◆ WORK TO BE COMPLETED
Quote all of the data that follows exactly as written, skipping the images.

◆ RAW DATA
⁂

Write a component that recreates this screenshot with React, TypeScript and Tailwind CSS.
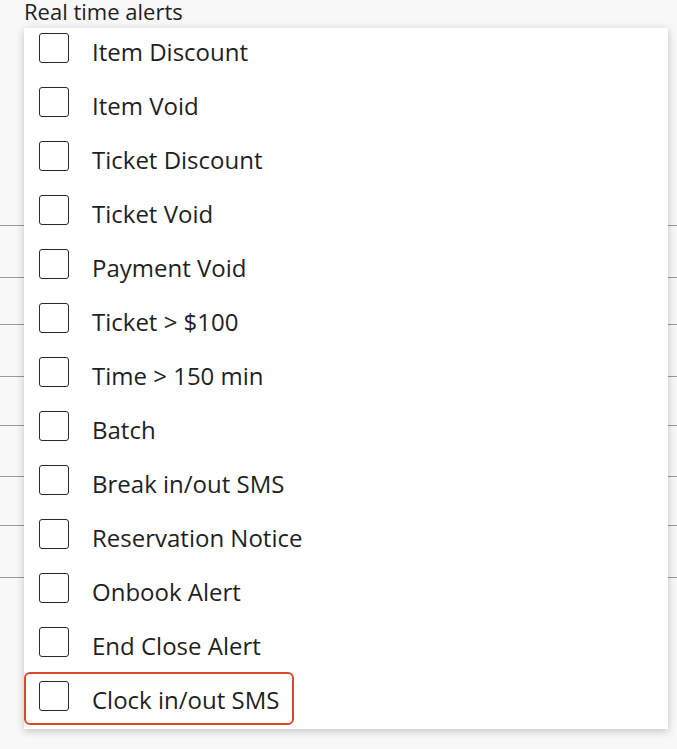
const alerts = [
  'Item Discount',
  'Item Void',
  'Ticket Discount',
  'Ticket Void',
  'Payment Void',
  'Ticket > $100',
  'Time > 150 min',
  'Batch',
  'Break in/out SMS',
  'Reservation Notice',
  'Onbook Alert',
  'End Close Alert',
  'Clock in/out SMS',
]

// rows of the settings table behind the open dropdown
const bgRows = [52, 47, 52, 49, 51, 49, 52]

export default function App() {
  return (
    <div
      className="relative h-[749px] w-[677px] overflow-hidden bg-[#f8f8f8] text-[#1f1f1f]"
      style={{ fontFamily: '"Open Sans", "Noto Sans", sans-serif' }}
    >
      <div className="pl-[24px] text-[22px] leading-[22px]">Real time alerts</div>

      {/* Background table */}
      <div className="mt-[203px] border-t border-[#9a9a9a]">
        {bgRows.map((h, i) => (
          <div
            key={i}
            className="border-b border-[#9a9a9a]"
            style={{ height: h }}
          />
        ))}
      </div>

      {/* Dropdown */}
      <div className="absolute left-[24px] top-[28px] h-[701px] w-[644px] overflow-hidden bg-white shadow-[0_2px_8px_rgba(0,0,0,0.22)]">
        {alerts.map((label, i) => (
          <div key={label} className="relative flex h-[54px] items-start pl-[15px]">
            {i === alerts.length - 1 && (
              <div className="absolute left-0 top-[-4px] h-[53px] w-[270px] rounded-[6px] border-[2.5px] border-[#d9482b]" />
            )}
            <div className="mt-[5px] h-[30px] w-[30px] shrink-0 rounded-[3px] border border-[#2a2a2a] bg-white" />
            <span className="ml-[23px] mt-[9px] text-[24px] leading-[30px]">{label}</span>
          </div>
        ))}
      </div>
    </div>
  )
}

⁂

◆ TASK OUTPUT
Write a component that recreates this screenshot with React, TypeScript and Tailwind CSS.
const alerts = [
  'Item Discount',
  'Item Void',
  'Ticket Discount',
  'Ticket Void',
  'Payment Void',
  'Ticket > $100',
  'Time > 150 min',
  'Batch',
  'Break in/out SMS',
  'Reservation Notice',
  'Onbook Alert',
  'End Close Alert',
  'Clock in/out SMS',
]

// rows of the settings table behind the open dropdown
const bgRows = [52, 47, 52, 49, 51, 49, 52]

export default function App() {
  return (
    <div
      className="relative h-[749px] w-[677px] overflow-hidden bg-[#f8f8f8] text-[#1f1f1f]"
      style={{ fontFamily: '"Open Sans", "Noto Sans", sans-serif' }}
    >
      <div className="pl-[24px] text-[22px] leading-[22px]">Real time alerts</div>

      {/* Background table */}
      <div className="mt-[203px] border-t border-[#9a9a9a]">
        {bgRows.map((h, i) => (
          <div
            key={i}
            className="border-b border-[#9a9a9a]"
            style={{ height: h }}
          />
        ))}
      </div>

      {/* Dropdown */}
      <div className="absolute left-[24px] top-[28px] h-[701px] w-[644px] overflow-hidden bg-white shadow-[0_2px_8px_rgba(0,0,0,0.22)]">
        {alerts.map((label, i) => (
          <div key={label} className="relative flex h-[54px] items-start pl-[15px]">
            {i === alerts.length - 1 && (
              <div className="absolute left-0 top-[-4px] h-[53px] w-[270px] rounded-[6px] border-[2.5px] border-[#d9482b]" />
            )}
            <div className="mt-[5px] h-[30px] w-[30px] shrink-0 rounded-[3px] border border-[#2a2a2a] bg-white" />
            <span className="ml-[23px] mt-[9px] text-[24px] leading-[30px]">{label}</span>
          </div>
        ))}
      </div>
    </div>
  )
}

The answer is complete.